The truth, as always, is sandwiched somewhere inconspicuously in between the two extremes.

Passive doesn’t win Slams. We know this. Passive may bag you shedloads of ranking points but it isn’t nearly enough to beat the tour’s elite. We hold these truths to be self-evident because they are (and, consequently, need not be drilled into us anymore).


But passive sometimes also gets beaten at the lower tier events by lower ranked talents in their element. And when that happens you always seem to get a raft of analysts feigning shock, horror – disgust even.

Yet then, as now, the loss is down to passive being trumped by daring, unflinching, aggressive play. Nothing more, nothing less. Don’t let’s go pretending Kaia’s incapable of that.

The other unhelpful extreme is to pretend that absolutely nothing has been remiss with Miss Wozniacki this year. There was that loss to Petko in Miami in which she posted a staggering 52 UFEs. Followed by two consecutive losses to Goerges in April.

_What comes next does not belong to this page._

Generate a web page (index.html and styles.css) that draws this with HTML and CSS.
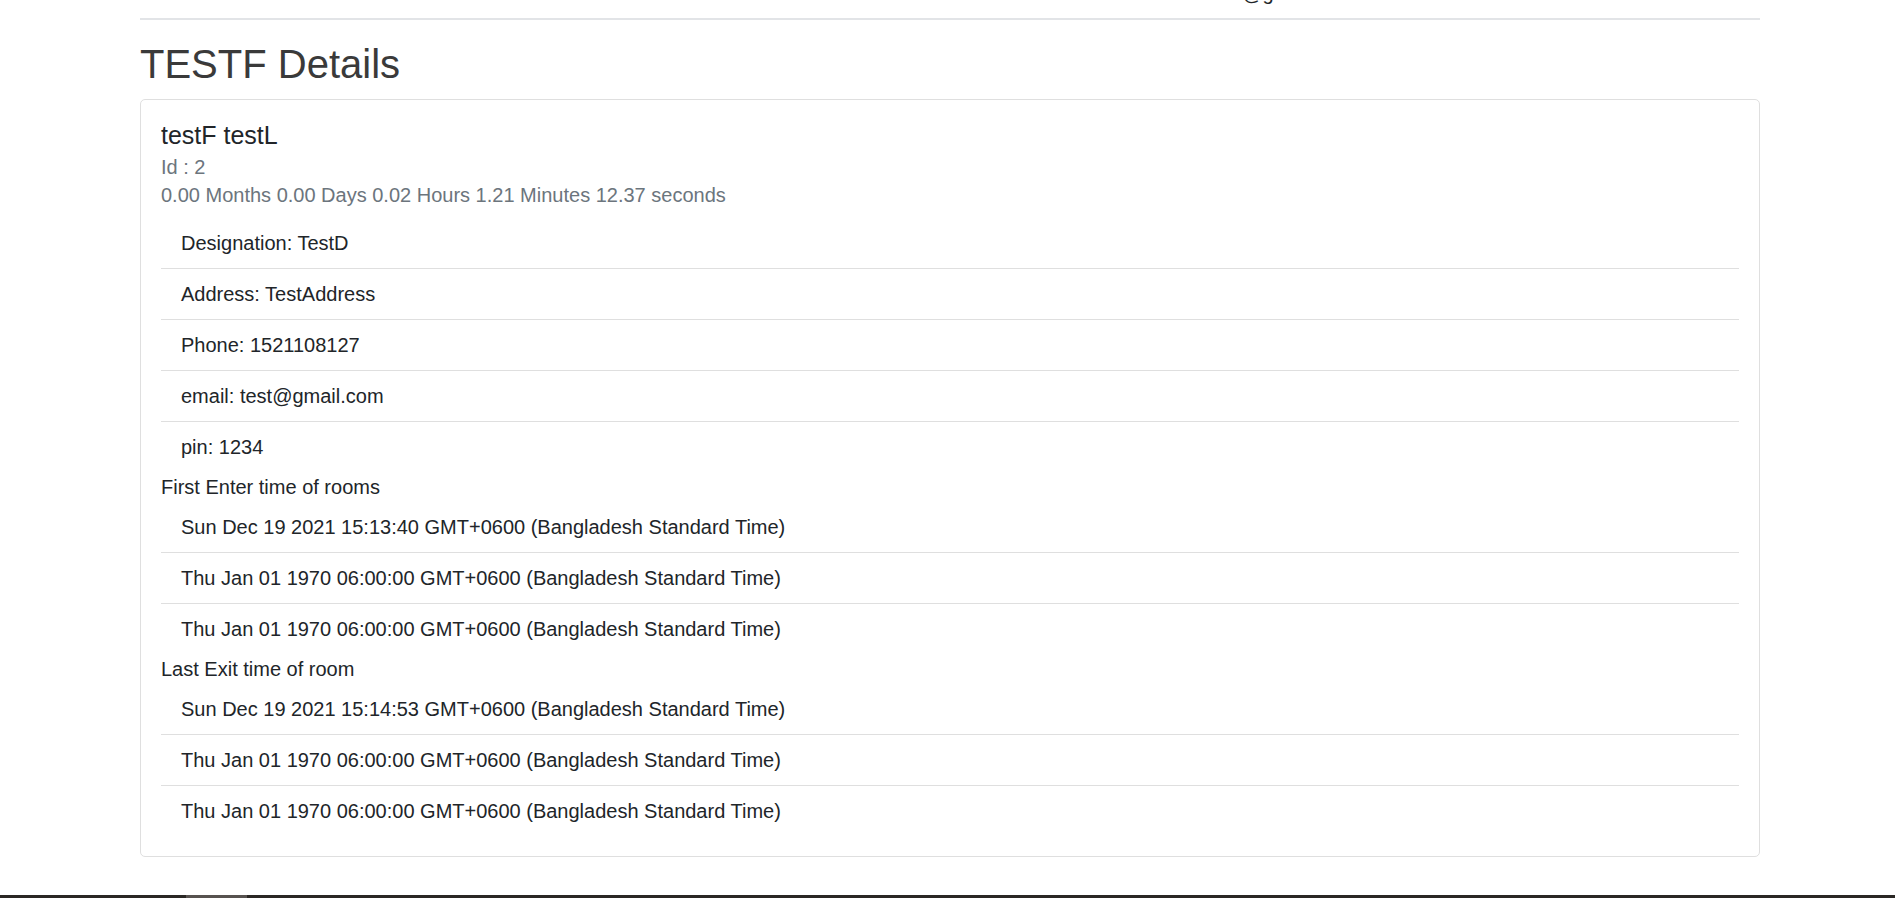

Perhaps understandably thereafter, even in matches she’s won, her confidence has seemed dented in a way which simply wasn’t a problem even 8 months back.

Bleat all you want about the merits (and demerits) of passive play, but it’s kind of a big deal when a player that struggles to hit double digit winners begins hitting double digit UFEs – sometimes on a scale that would be considered triple digits for anyone else.